New paper on stock collapse in fisheries
10 July 2024, by Cäcilie Melzer
Photo: Markus Lindner at pixabay
Globally, a considerable number of fisheries have experienced collapse. This has happened despite the fact that most of these fisheries had management plans with harvest control rules and were supported by scientific modelling that explicitly accounted for uncertainty.

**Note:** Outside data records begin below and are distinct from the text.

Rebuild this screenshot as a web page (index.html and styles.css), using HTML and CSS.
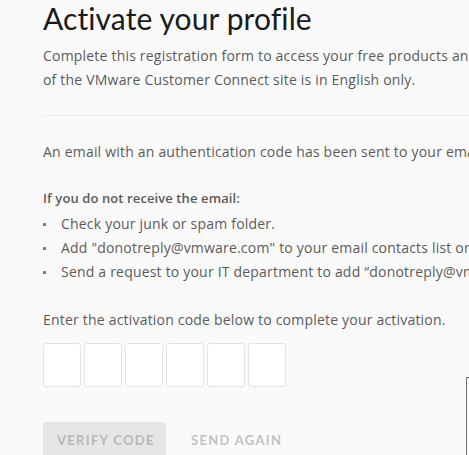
FILE: index.html
```html
<!DOCTYPE html>
<html lang="en">
<head>
<meta charset="utf-8">
<title>Activate your profile</title>
<link rel="stylesheet" href="styles.css">
</head>
<body>
<main class="page">
  <h1 class="title">Activate your profile</h1>
  <p class="intro">Complete this registration form to access your free products and evaluations. Please note that the content<br>of the VMware Customer Connect site is in English only.</p>
  <hr class="divider">
  <p class="notice">An email with an authentication code has been sent to your email address.</p>
  <p class="help-title">If you do not receive the email:</p>
  <ul class="help-list">
    <li>Check your junk or spam folder.</li>
    <li>Add "donotreply@vmware.com" to your email contacts list or allow it in your spam filter.</li>
    <li>Send a request to your IT department to add “donotreply@vmware.com” to the allowed senders list.</li>
  </ul>
  <p class="enter">Enter the activation code below to complete your activation.</p>
  <div class="code-row">
    <input class="code-box" type="text" maxlength="1" aria-label="Digit 1">
    <input class="code-box" type="text" maxlength="1" aria-label="Digit 2">
    <input class="code-box" type="text" maxlength="1" aria-label="Digit 3">
    <input class="code-box" type="text" maxlength="1" aria-label="Digit 4">
    <input class="code-box" type="text" maxlength="1" aria-label="Digit 5">
    <input class="code-box" type="text" maxlength="1" aria-label="Digit 6">
  </div>
  <div class="actions">
    <button class="btn btn-primary" type="button" disabled>Verify code</button>
    <button class="btn btn-link" type="button">Send again</button>
  </div>
</main>
<div class="side-panel" aria-hidden="true"></div>
</body>
</html>
```
FILE: styles.css
```css
html, body {
  margin: 0;
  padding: 0;
  background: #fafafa;
  height: 100%;
  overflow: hidden;
}

body {
  font-family: "Open Sans", Lato, Arial, sans-serif;
  color: #5a5a5a;
  position: relative;
}

.page {
  padding: 0 0 0 43px;
  white-space: nowrap;
}

.title {
  margin: 0;
  font-family: Lato, "Open Sans", Arial, sans-serif;
  font-size: 30px;
  line-height: 36px;
  font-weight: 400;
  color: #1b1b1b;
  letter-spacing: 0.1px;
}

.intro,
.notice,
.help-title,
.enter,
.help-list {
  margin: 0;
  font-size: 14px;
  line-height: 24px;
  letter-spacing: 0.2px;
}

.intro {
  margin-top: 8px;
}

.divider {
  margin: 23px 0 0 0;
  border: 0;
  height: 1px;
  background: #ebebeb;
}

.notice {
  margin-top: 24px;
}

.help-title {
  margin-top: 22px;
  font-weight: 600;
  font-size: 13px;
  letter-spacing: 0.1px;
}

.help-list {
  list-style: none;
  margin-top: 2px;
  padding: 0;
}

.help-list li {
  display: flex;
  align-items: center;
}

.help-list li::before {
  content: "";
  width: 3px;
  height: 3px;
  background: #7a7a7a;
  margin-right: 15px;
  margin-top: 1px;
  flex: none;
}

.enter {
  margin-top: 24px;
}

.code-row {
  display: flex;
  gap: 3px;
  margin-top: 11px;
}

.code-box {
  box-sizing: border-box;
  width: 38px;
  height: 44px;
  margin: 0;
  padding: 0;
  border: 1px solid #e3e3e3;
  border-radius: 3px;
  background: #fff;
}

.actions {
  display: flex;
  gap: 11px;
  margin-top: 35px;
}

.btn {
  box-sizing: border-box;
  height: 36px;
  padding: 0 14px;
  border: 0;
  border-radius: 3px;
  font-family: Lato, "Open Sans", Arial, sans-serif;
  font-size: 13px;
  font-weight: 700;
  letter-spacing: 1.3px;
  text-transform: uppercase;
  background: transparent;
}

.btn-primary {
  width: 123px;
  background: #e6e6e6;
  color: #b8b8b8;
}

.btn-link {
  color: #c2c2c2;
}

.side-panel {
  position: absolute;
  left: 466px;
  top: 377px;
  width: 40px;
  height: 120px;
  border-left: 1px solid #707070;
  border-top: 1px solid #707070;
  background: #fafafa;
}
```
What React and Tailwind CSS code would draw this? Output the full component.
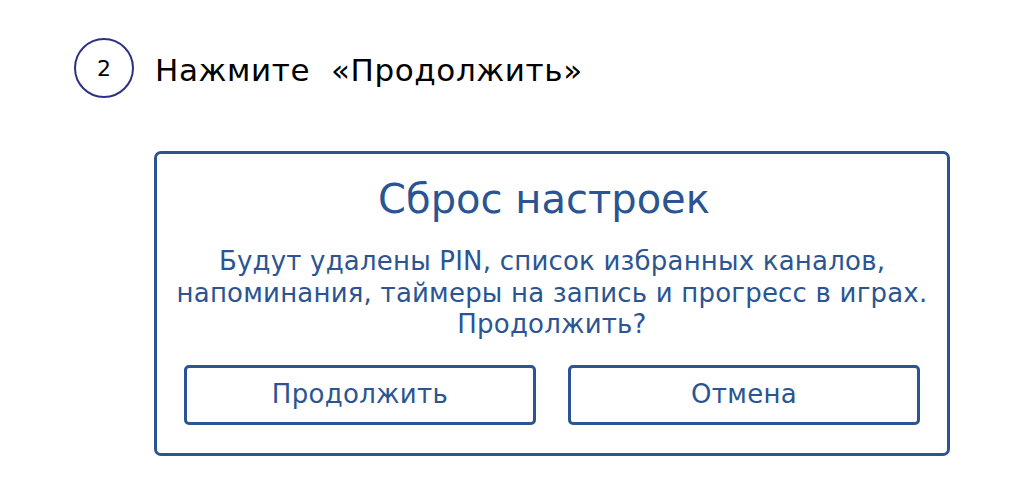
import React from "react";

export default function App() {
  const blue = "text-[#2b5592]";
  return (
    <div className="w-[1024px] h-[497px] bg-white overflow-hidden font-['DejaVu_Sans',sans-serif]">
      {/* step header */}
      <div className="flex items-center pl-[74px] pt-[38px]">
        <div className="w-[60px] h-[60px] rounded-full border-2 border-[#2e3180] flex items-center justify-center text-[22px] text-black">
          2
        </div>
        <div className="ml-[21px] text-[31px] tracking-[0.6px] text-black mt-[4px]">
          Нажмите&nbsp; «Продолжить»
        </div>
      </div>

      {/* dialog */}
      <div className="ml-[154px] mt-[53px] w-[796px] h-[305px] border-[3px] border-[#2b5592] rounded-[7px] px-[20px] flex flex-col">
        <div className={`text-center text-[40px] leading-[48px] mt-[21px] pr-[16px] ${blue}`}>
          Сброс настроек
        </div>
        <div className={`text-center text-[26px] tracking-[0.2px] leading-[31.5px] mt-[23px] -mx-[20px] whitespace-nowrap ${blue}`}>
          Будут удалены PIN, список избранных каналов,
          <br />
          напоминания, таймеры на запись и прогресс в играх.
          <br />
          Продолжить?
        </div>
        <div className="flex gap-[32px] mt-[24px] px-[7px]">
          <button className={`w-[352px] h-[60px] border-[3px] border-[#2b5592] rounded-[5px] text-[26px] tracking-[0.3px] ${blue}`}>
            Продолжить
          </button>
          <button className={`w-[352px] h-[60px] border-[3px] border-[#2b5592] rounded-[5px] text-[26px] tracking-[0.3px] ${blue}`}>
            Отмена
          </button>
        </div>
      </div>
    </div>
  );
}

This finding is presented in the article, entitled “Adding the risk of stock collapse over time to stock assessments and harvest allocation decisions” that was published in the ICES Journal of Marine Science on 10th of July. FNK members Dr. Benjamin Blanz and Prof. Dr. Hermann Held were part of the author team together with Roland Cormier and Douglas Swain. In the paper, the authors discuss insights from fisheries management and sustainability policy. They suggest that the cumulative probability of stock collapse over a range of harvest levels would provide a perspective on the future consequences of harvesting decisions. For their study, they use a time series from the Canadian cod fishery in the Southern Gulf of St. Lawrence, from which they construct and calibrate a simplified model as an emulator of more comprehensive models to demonstrate the approach.
Prof. Dr. Hermann Held is the chair of the Research Group Sustainability and Global Change. Dr. Benjamin Blanz is a PostDoc and researcher in the Research Group of Climate Extremes. Together they investigated tipping points in the socio-ecological system of the North Sea as part of the SeaUseTip project.